Une fragilité qui s'est notamment exprimée dans l'effritement du potentiel offensif de Juvisy. Le 10-0 remporté sur la pelouse de Rodez et le 6-0 face à Metz en début de saison, masquent une attaque en berne et notamment une difficulté à s'appuyer sur une véritable avant-centre qui s'intègre dans le quatuor d'attaquantes de la Juv'.

 

Avec Marseille, la fin du « plafond de verre » ?

 

Les difficultés de Juvisy ont aussi été soulignées par l'émergence de l'Olympique de Marseille qui est allé chercher la quatrième place dès sa première saison en D1. Après une période d'adaptation, Marseille est parvenu à enchaîner les victoires mais aussi briser ce plafond de verre, en battant Juvisy, le Paris Saint-Germain et en mettant en difficulté Montpellier en Coupe de France. Le genre de performances qui semblaient impossibles à réaliser en l'espace d'une saison pour les équipes du « deuxième championnat ».

 

L'Olympique de Marseille a pu s'appuyer sur ces recrues estivales qui sont venues apporter leurs qualités et leur expérience dans le collectif phocéen. Lorsque l'on regarde le onze préférentiel de Christophe Parra cette saison, on retrouve sept des joueuses arrivées l'été dernier et parmi elles cinq avaient d'ores et déjà plus d'une centaine de matches de D1 au compteur. Il faut ajouter aussi Nora Coton-Pelagie et Caroline Pizzala, arrivées à l'OM alors que le club était en D2 mais qui disposent aussi d'une solide expérience au haut-niveau.

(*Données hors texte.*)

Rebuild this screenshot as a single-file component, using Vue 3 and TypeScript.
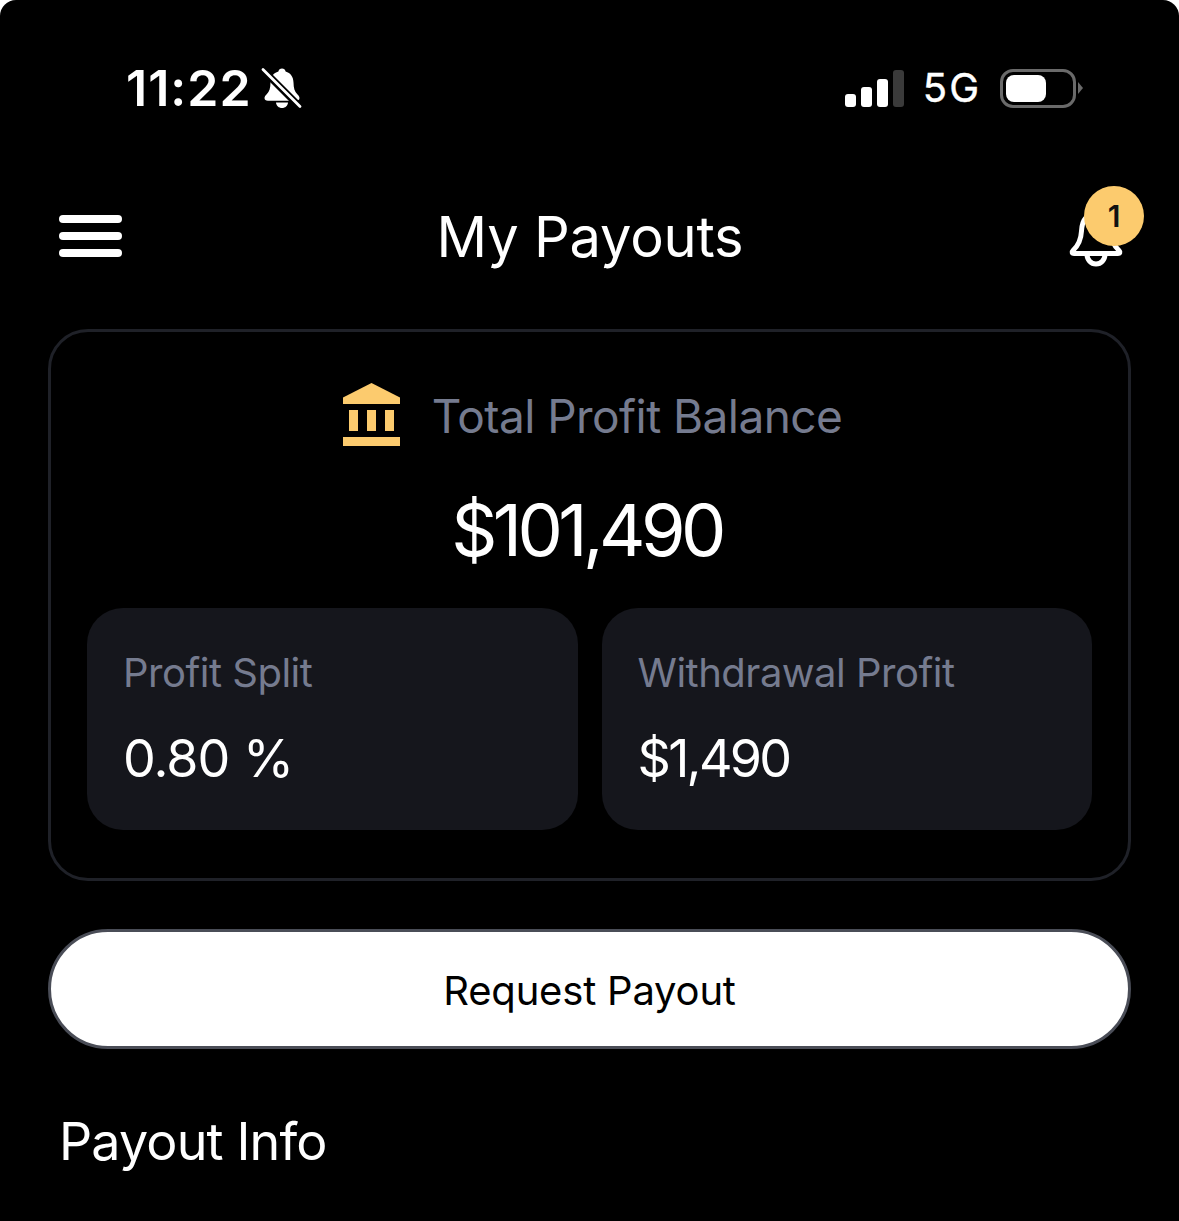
<template>
  <div class="screen">
    <!-- status bar -->
    <div class="status">
      <div class="status-left">
        <span class="clock">11:22</span>
        <svg class="mute" width="42" height="42" viewBox="0 0 42 42">
          <path d="M21 1.500c-1.900 0-3.300 1.300-3.600 3-5 1.400-7.800 5.400-7.900 11-.1 5.500-1 9-3.800 11.700-1.500 1.500-2.200 2.600-2.200 3.800 0 1.700 1.300 2.800 3.400 2.800h28.200c2.100 0 3.400-1.100 3.400-2.800 0-1.200-.7-2.300-2.200-3.800-2.800-2.700-3.700-6.200-3.800-11.700-.1-5.600-2.900-9.600-7.900-11-.3-1.700-1.700-3-3.600-3z" fill="#fff" />
          <path d="M15 35.500c.3 3.300 2.800 5.500 6 5.500s5.700-2.200 6-5.500z" fill="#fff" />
          <path d="M3 4l35 35" stroke="#000" stroke-width="7" />
          <path d="M2 2.500l37 37" stroke="#fff" stroke-width="2.800" stroke-linecap="round" />
        </svg>
      </div>
      <div class="status-right">
        <div class="signal">
          <i class="b1"></i><i class="b2"></i><i class="b3"></i><i class="b4"></i>
        </div>
        <span class="net">5G</span>
        <div class="battery"><div class="level" :style="{ width: batteryLevel + '%' }"></div></div>
        <div class="battery-cap"></div>
      </div>
    </div>

    <!-- header -->
    <div class="header">
      <div class="burger"><i></i><i></i><i></i></div>
      <h1 class="title">My Payouts</h1>
      <div class="bell-wrap">
        <svg class="bell" width="56" height="60" viewBox="0 0 56 60" fill="none" stroke="#fff" stroke-width="5" stroke-linejoin="round" stroke-linecap="round">
          <path d="M28 6C18 6 14 13 13.500 23c-.4 8-2.500 14-8.500 19.500-1.500 1.500-1 3 1 3h44c2 0 2.500-1.500 1-3-6-5.500-8.100-11.500-8.500-19.500C42 13 38 6 28 6z" />
          <path d="M19 46c0 6 4 10 9 10s9-4 9-10" />
        </svg>
        <span class="badge">1</span>
      </div>
    </div>

    <!-- balance card -->
    <div class="card">
      <div class="card-head">
        <svg width="58" height="64" viewBox="0 0 58 64" fill="#fccb6e">
          <path d="M0 14.500 28.500 0 57 14.500V21H0z" />
          <rect x="6" y="27" width="9" height="21" />
          <rect x="24" y="27" width="9" height="21" />
          <rect x="42" y="27" width="9" height="21" />
          <rect x="0" y="54" width="57" height="9" />
        </svg>
        <span class="card-label">Total Profit Balance</span>
      </div>
      <div class="balance">${{ balance }}</div>
      <div class="tiles">
        <div class="tile" v-for="t in tiles" :key="t.label">
          <div class="tile-label">{{ t.label }}</div>
          <div class="tile-value" :class="{ money: t.money }">{{ t.value }}</div>
        </div>
      </div>
    </div>

    <button class="request">Request Payout</button>

    <h2 class="info">Payout Info</h2>
  </div>
</template>

<script setup lang="ts">
const batteryLevel = 62;
const balance = "101,490";

const tiles = [
  { label: "Profit Split", value: "0.80 %", money: false },
  { label: "Withdrawal Profit", value: "$1,490", money: true },
];
</script>

<style>
html,
body {
  background: #fff;
  margin: 0;
}
</style>

<style scoped>
.screen {
  width: 1179px;
  height: 1221px;
  box-sizing: border-box;
  overflow: hidden;
  background: #000;
  border-radius: 16px 16px 0 0;
  color: #fff;
  font-family: Inter, "Liberation Sans", sans-serif;
  padding: 0 48px;
}

.status {
  display: flex;
  align-items: center;
  justify-content: space-between;
  height: 176px;
  padding: 0 48px 0 78px;
}

.status-left {
  display: flex;
  align-items: center;
  gap: 9px;
}

.clock {
  font-size: 50px;
  font-weight: 600;
  line-height: 60px;
  letter-spacing: 1px;
}

.status-right {
  display: flex;
  align-items: center;
}

.signal {
  display: flex;
  align-items: flex-end;
  gap: 5px;
  height: 38px;
}

.signal i {
  display: block;
  width: 11px;
  border-radius: 3px;
  background: #fff;
}

.signal .b1 { height: 13px; }
.signal .b2 { height: 20px; }
.signal .b3 { height: 28px; }
.signal .b4 { height: 37px; background: #3a3a3a; }

.net {
  margin-left: 19px;
  font-size: 40px;
  font-weight: 400;
  line-height: 46px;
  letter-spacing: 2px;
  -webkit-text-stroke: 0.4px #fff;
}

.battery {
  margin-left: 19px;
  box-sizing: border-box;
  width: 76px;
  height: 39px;
  border: 3px solid #6a6a6a;
  border-radius: 13px;
  padding: 3px;
}

.level {
  height: 100%;
  border-radius: 8px;
  background: #fff;
}

.battery-cap {
  margin-left: 2px;
  width: 0;
  height: 0;
  border-top: 6px solid transparent;
  border-bottom: 6px solid transparent;
  border-left: 5px solid #6a6a6a;
}

.header {
  display: grid;
  grid-template-columns: 1fr auto 1fr;
  align-items: center;
  height: 120px;
  padding: 0 10px 0 11px;
}

.burger {
  display: flex;
  flex-direction: column;
  gap: 9px;
  width: 63px;
}

.burger i {
  display: block;
  height: 8px;
  border-radius: 4px;
  background: #fff;
}

.title {
  margin: 0;
  padding-top: 2px;
  font-size: 56px;
  font-weight: 400;
  line-height: 68px;
  letter-spacing: -0.2px;
}

.bell-wrap {
  position: relative;
  justify-self: end;
  width: 60px;
  height: 60px;
}

.bell {
  position: absolute;
  left: 7px;
  top: 2px;
}

.badge {
  position: absolute;
  left: 23px;
  top: -20px;
  width: 60px;
  height: 60px;
  border-radius: 50%;
  background: #fccb6e;
  color: #111;
  font-size: 30px;
  font-weight: 600;
  line-height: 60px;
  text-align: center;
}

.card {
  box-sizing: border-box;
  height: 552px;
  margin-top: 33px;
  border: 3px solid #1f2128;
  border-radius: 40px;
  padding: 51px 36px 0;
}

.card-head {
  display: flex;
  align-items: center;
  justify-content: center;
  gap: 31px;
  height: 64px;
  padding-left: 6px;
}

.card-label {
  padding-top: 2px;
  font-size: 46px;
  line-height: 56px;
  letter-spacing: -0.55px;
  color: #757b8f;
}

.balance {
  margin-top: 39px;
  padding-right: 6px;
  text-align: center;
  font-size: 72px;
  line-height: 88px;
  letter-spacing: -4.6px;
}

.tiles {
  display: grid;
  grid-template-columns: 1fr 1fr;
  gap: 24px;
  margin-top: 34px;
}

.tile {
  height: 222px;
  box-sizing: border-box;
  border-radius: 36px;
  background: #15161c;
  padding: 41px 36px 0;
}

.tile-label {
  font-size: 40px;
  line-height: 48px;
  letter-spacing: -0.5px;
  color: #757b8f;
}

.tile-value {
  margin-top: 32px;
  font-size: 52px;
  line-height: 60px;
  letter-spacing: -1px;
}

.tile-value.money {
  letter-spacing: -2.7px;
}

.request {
  display: block;
  width: 100%;
  height: 120px;
  margin-top: 48px;
  padding-top: 4px;
  border: 3px solid #4a4d57;
  border-radius: 60px;
  background: #fff;
  color: #000;
  font-family: inherit;
  font-size: 40px;
  letter-spacing: -0.2px;
}

.info {
  margin: 61px 0 0 11px;
  font-size: 52px;
  font-weight: 400;
  line-height: 64px;
  letter-spacing: -0.85px;
}
</style>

Des cartes en main pour l'avenir

 

Des cadres nombreuses et expérimentées, c'est aussi ce qui facilite l'émergence de (très) jeunes joueuses à l'image de Tess Laplacette, qui à bientôt 18 ans fait partie des Olympiennes les plus utilisées par Christophe Parra et qui a su s'adapter à la D1, après avoir connu la montée de l'OM la saison dernière. On peut citer aussi Maëlle Lakrar, internationale U17 et qui a connu plusieurs titularisations en défense centrale, notamment lors de la victoire face au Paris Saint-Germain.

 

Car l'OM sait que le recrutement de joueuses expérimentées ne pourra pas être la source principale de renouvellement de l'effectif. C'est en partie du côté des jeunes que l'OM peut puiser sa capacité à regarder durablement vers le haut de tableau.

 

Avec Maëlle Lakrar, Mickaëlla Cardia qui participent actuellement à l'Euro U17 avec les Bleuettes de Sandrine Soubeyrand. Parmi les U19 olympiennes, elles sont six (en comptant Lapalacette et Lakrar qui jouent parfois avec les U19 de l'OM) à avoir été récemment appelées lors des rassemblements des différentes équipes de France jeunes (U16/U17/U18/U19).

 

La progression de l'OM cette saison trouve donc sa force dans cette base solide et une capacité à corriger ces « petites erreurs » et travailler sur les « petits détails » dont parlaient Christophe Parra en début de saison. Parmi eux, cette nécessité de « trouver des sécurités dans le jeu », une réflexion qu'il a mené en proposant différentes organisations et associations dans le secteur défensif avant de trouver une formule qu'il a installé sur la deuxième partie de saison.

 

Nouvelle donne ?

 

Une équipe de Marseille qui a su à la fois trouver les moyens d'exploiter les erreurs adverses pour marquer, ou contrer sur des attaques rapides mais aussi progressivement parvenir dans certains matches à s'illustrer par un jeu parfois plus construit avec une meilleure circulation du ballon.

 

Mais pour le moment, la réussite marseillaise est à la fois un véritable coup de tonnerre mais n'implique pas de conclusions définitives pour la suite. Si Juvisy a connu une saison historiquement décevante du point de vue des résultats, on ne peut pas non plus en conclure que la pente serait définitivement descendante pour le club de l'Essonne, avec des questions autour de la fusion avec le Paris FC et derrière des moyens dont disposeraient le club pour continuer à se mêler à la lutte en haut de tableau.

 

D'un point de vue symbolique, le match entre les deux équipes lors de la dernière journée de championnat aura son importance notamment pour Juvisy qui sur le plan comptable n'a que très peu de chances de revenir sur l'OM. Pour la suite, faut-il s'attendre à un championnat où le haut du tableau voire même l'ensemble de la D1 seraient exclusivement réservés aux équipes professionnelles ? La tendance semble se confirmer avec cette quatrième place de l'OM, mais dans le même temps la lutte pour le maintien concerne uniquement des sections féminines d'équipes professionnelles (Metz/Bordeaux/Saint-Étienne).

 

Une réalité contrastée qui montre que le futur de la D1 n'est pas définitivement tracé même si cela confronte l'ensemble des clubs à la nécessité d'élever le niveau d'exigence et les moyens qui vont avec pour pouvoir continuer à évoluer au plus haut niveau.